Comments : Raise the Blind

  • 17 years ago

    by Goran Rahim

    Wow, this poem is written with so much emotion and talent, keep up the best job, 5/5

  • 17 years ago

    by Misstress

    :-) this made me smile, you really have a way with writing..
    good read for sure.

    5/5

  • 17 years ago

    by Sweet lig

    I agree for misstress well actually this is great coz this is origanal from u5/5

  • 17 years ago

    by X2892

    Another good one 5/5

  • 17 years ago

    by LadyPearl

    Excellent job. It was very creative of you to infuse card games with real life. Keep it up

  • 17 years ago

    by Jessica

    Very powerful, completely amazing i loved it cuz it reminds me of my own personal life. great job!

  • 17 years ago

    by Dumpstead

    Karma Hope,

    Nice, This is more of a poem than the other on you gave me.

    Nice job and a very suggesting, pulling and relative Title. Well ti seems you are a better writer of what you have been thorugh and experienced. The first four lines are the best lines of teh poem.

    In the below line
    "Two friends that was fooled when you tried to bluff a lust,"

    "was" should be "were".

    In the below lines
    "I know lust is blind and you didnt see $hit,
    You did a Stevie, went all in with out seeing the odds"
    use of slangs ruined the seriousness of teh poem. Please try to do without slangs, there was such a nic eflow before these two lines.

    "But no matter how high the stakes, remember you have two "

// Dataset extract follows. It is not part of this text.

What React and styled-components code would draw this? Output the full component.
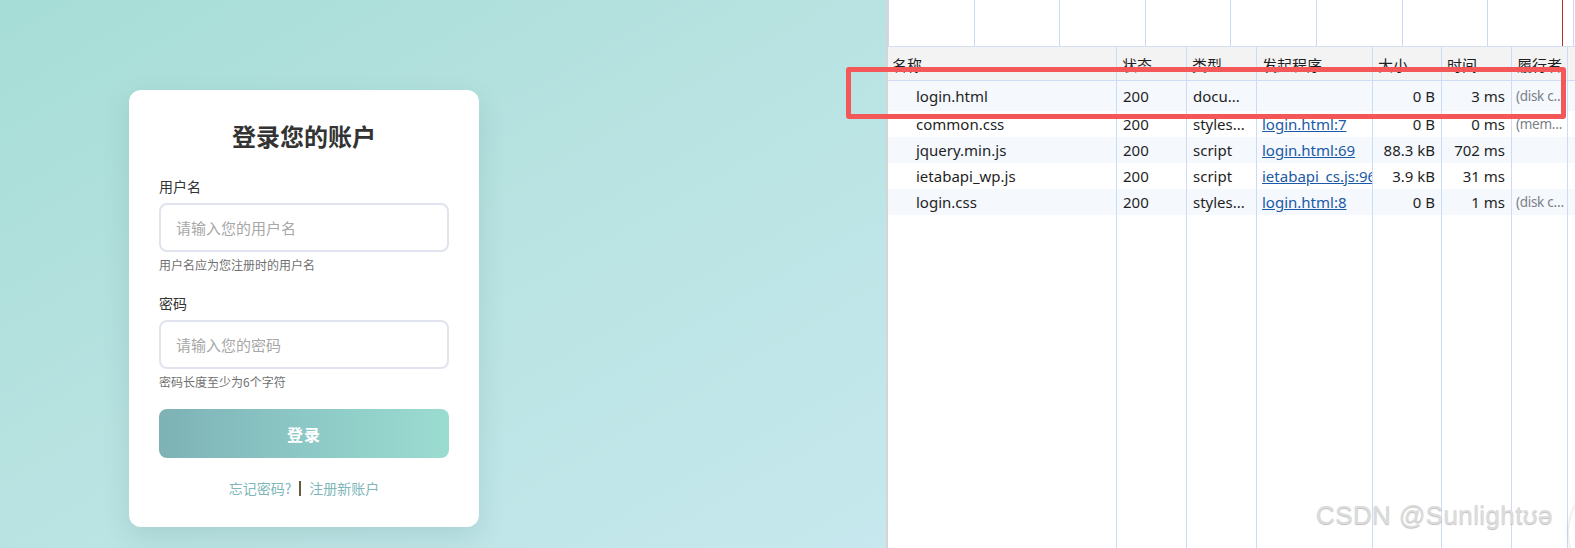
import React from "react";
import styled, { createGlobalStyle } from "styled-components";

const GlobalStyle = createGlobalStyle`
  html, body {
    margin: 0;
    padding: 0;
  }
  body {
    width: 1575px;
    height: 548px;
    overflow: hidden;
    font-family: "Noto Sans", "Noto Sans CJK SC", sans-serif;
  }
`;

const Page = styled.div`
  position: relative;
  display: flex;
  width: 1575px;
  height: 548px;
  overflow: hidden;
`;

const LoginArea = styled.div`
  width: 886px;
  flex-shrink: 0;
  box-sizing: border-box;
  padding: 90px 0 0 129px;
  background: linear-gradient(150deg, #a6ddd6 0%, #b9e3e2 50%, #c6e8ee 100%);
`;

const Card = styled.div`
  width: 350px;
  box-sizing: border-box;
  padding: 30px 30px 29px;
  background: #fff;
  border-radius: 12px;
  box-shadow: 0 10px 28px rgba(40, 90, 90, 0.14);
  font-family: "Noto Sans CJK SC", "Noto Sans", sans-serif;
`;

const Title = styled.h2`
  margin: 0 0 24px;
  height: 32px;
  line-height: 32px;
  text-align: center;
  font-size: 24px;
  font-weight: 700;
  color: #333;
`;

const Label = styled.label`
  display: block;
  height: 20px;
  line-height: 20px;
  font-size: 14px;
  color: #333;
  margin: ${(p) => (p.$first ? "0" : "20px")} 0 7px;
`;

const Input = styled.input`
  display: block;
  width: 100%;
  height: 49px;
  box-sizing: border-box;
  padding: 0 15px;
  border: 2px solid #e1e4ef;
  border-radius: 8px;
  font-family: inherit;
  font-size: 15px;
  color: #333;
  outline: none;

  &::placeholder {
    color: #a8a8a8;
  }
`;

const Hint = styled.div`
  margin-top: 5px;
  height: 16px;
  line-height: 16px;
  font-size: 12px;
  color: #707070;
`;

const SubmitButton = styled.button`
  display: block;
  width: 100%;
  height: 49px;
  margin-top: 19px;
  border: none;
  border-radius: 8px;
  background: linear-gradient(90deg, #7eb2b5 0%, #8cc8c6 50%, #9bdcd0 100%);
  color: #fff;
  font-family: inherit;
  font-size: 16px;
  font-weight: 700;
  letter-spacing: 1px;
`;

const LinkRow = styled.div`
  display: flex;
  justify-content: center;
  align-items: center;
  gap: 8px;
  margin-top: 20px;
  height: 20px;
  font-size: 14px;
`;

const TextLink = styled.a`
  color: #80b6b9;
  text-decoration: none;
`;

const Divider = styled.span`
  width: 2px;
  height: 15px;
  background: #6b5a3c;
`;

const DevTools = styled.div`
  flex: 1;
  display: flex;
  flex-direction: column;
  border-left: 2px solid #d5d5d5;
  background: #fff;
  font-family: "Noto Sans", "Noto Sans CJK SC", sans-serif;
  font-size: 15px;
  color: #1f1f1f;
`;

const Overview = styled.div`
  position: relative;
  display: flex;
  height: 47px;
  flex-shrink: 0;
  border-bottom: 1px solid #d3def3;
  box-sizing: border-box;
  overflow: hidden;
`;

const Tick = styled.div`
  width: 85.6px;
  flex-shrink: 0;
  border-left: 1px solid #c9d8f4;
  box-sizing: border-box;
`;

const Marker = styled.div`
  position: absolute;
  left: 674px;
  top: 0;
  bottom: 0;
  width: 1px;
  background: #a8312c;
`;

const columns = "229px 70px 70px 116px 69px 70px 56px 1fr";

const Row = styled.div`
  display: grid;
  grid-template-columns: ${columns};
  height: ${(p) => p.$h || 26}px;
  background: ${(p) => p.$bg || "#fff"};
  flex-shrink: 0;
`;

const HeaderRow = styled(Row)`
  height: 34px;
  background: #f3f3f3;
  border-bottom: 1px solid #cfdcf4;
  box-sizing: border-box;
`;

const Filler = styled(Row)`
  flex: 1;
  height: auto;
`;

const Cell = styled.div`
  display: flex;
  align-items: center;
  justify-content: ${(p) => (p.$right ? "flex-end" : "flex-start")};
  padding: 0 ${(p) => (p.$right ? "6px" : "0")} 0 ${(p) => p.$pl ?? 6}px;
  border-right: 1px solid #cddbf5;
  white-space: nowrap;
  overflow: hidden;
  min-width: 0;
`;

const MutedCell = styled(Cell)`
  color: #7a7f86;
  font-size: 13.5px;
  letter-spacing: -0.3px;
`;

const HeadCell = styled(Cell)`
  padding-top: 2px;
`;

const Initiator = styled.a`
  color: #1a5aa6;
  text-decoration: underline;
`;

const Highlight = styled.div`
  position: absolute;
  left: 846px;
  top: 67px;
  width: 720px;
  height: 52px;
  box-sizing: border-box;
  border: 5px solid #f35757;
  border-radius: 3px;
  pointer-events: none;
`;

const Watermark = styled.div`
  position: absolute;
  left: 1316px;
  top: 500px;
  font-family: "Liberation Sans", Arial, sans-serif;
  font-size: 26px;
  letter-spacing: 0.4px;
  color: #dcdcdc;
  text-shadow: 0 1px 1px rgba(0, 0, 0, 0.25);
  white-space: nowrap;
`;

const FloatEdge = styled.div`
  position: absolute;
  left: 1569px;
  top: 488px;
  width: 70px;
  height: 90px;
  border-radius: 50%;
  background: #fff;
  box-shadow: 0 0 4px rgba(0, 0, 0, 0.18);
`;

const headers = ["名称", "状态", "类型", "发起程序", "大小", "时间", "履行者", ""];

const requests = [
  { name: "login.html", status: "200", type: "docu...", init: "", size: "0 B", time: "3 ms", by: "(disk c…" },
  { name: "common.css", status: "200", type: "styles...", init: "login.html:7", size: "0 B", time: "0 ms", by: "(mem…" },
  { name: "jquery.min.js", status: "200", type: "script", init: "login.html:69", size: "88.3 kB", time: "702 ms", by: "" },
  { name: "ietabapi_wp.js", status: "200", type: "script", init: "ietabapi_cs.js:96", size: "3.9 kB", time: "31 ms", by: "" },
  { name: "login.css", status: "200", type: "styles...", init: "login.html:8", size: "0 B", time: "1 ms", by: "(disk c…" },
];

const App = () => {
  return (
    <Page>
      <GlobalStyle />
      <LoginArea>
        <Card>
          <Title>登录您的账户</Title>
          <Label $first>用户名</Label>
          <Input placeholder="请输入您的用户名" />
          <Hint>用户名应为您注册时的用户名</Hint>
          <Label>密码</Label>
          <Input type="password" placeholder="请输入您的密码" />
          <Hint>密码长度至少为6个字符</Hint>
          <SubmitButton>登录</SubmitButton>
          <LinkRow>
            <TextLink href="#">忘记密码?</TextLink>
            <Divider />
            <TextLink href="#">注册新账户</TextLink>
          </LinkRow>
        </Card>
      </LoginArea>

      <DevTools>
        <Overview>
          {Array.from({ length: 9 }).map((_, i) => (
            <Tick key={i} />
          ))}
          <Marker />
        </Overview>
        <HeaderRow>
          {headers.map((h, i) => (
            <HeadCell key={i} $pl={i === 0 ? 4 : 5}>
              {h}
            </HeadCell>
          ))}
        </HeaderRow>
        {requests.map((r, i) => (
          <Row key={r.name} $h={i === 0 ? 30 : 26} $bg={i % 2 === 0 ? "#f5f8fd" : "#fff"}>
            <Cell $pl={28}>{r.name}</Cell>
            <Cell>{r.status}</Cell>
            <Cell>{r.type}</Cell>
            <Cell $pl={5}>{r.init && <Initiator>{r.init}</Initiator>}</Cell>
            <Cell $right $pl={0}>{r.size}</Cell>
            <Cell $right $pl={0}>{r.time}</Cell>
            <MutedCell $pl={4}>{r.by}</MutedCell>
            <Cell />
          </Row>
        ))}
        <Filler>
          {headers.map((_, i) => (
            <Cell key={i} />
          ))}
        </Filler>
      </DevTools>

      <Highlight />
      <Watermark>CSDN @Sunlightʊə</Watermark>
      <FloatEdge />
    </Page>
  );
};

export default App;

    I cannot make out why you did end the above line at those particular words or why you made ti so long. "have two" could have been in the next line itself, but still the above line is the add man out in the poem.

    "I'll have a poker face, while high rolling making the bets."

    The ending line is good but it could have been phrased better. I Would prefer the line to read

    "I'll have a poker face, while rolling high; making the bets."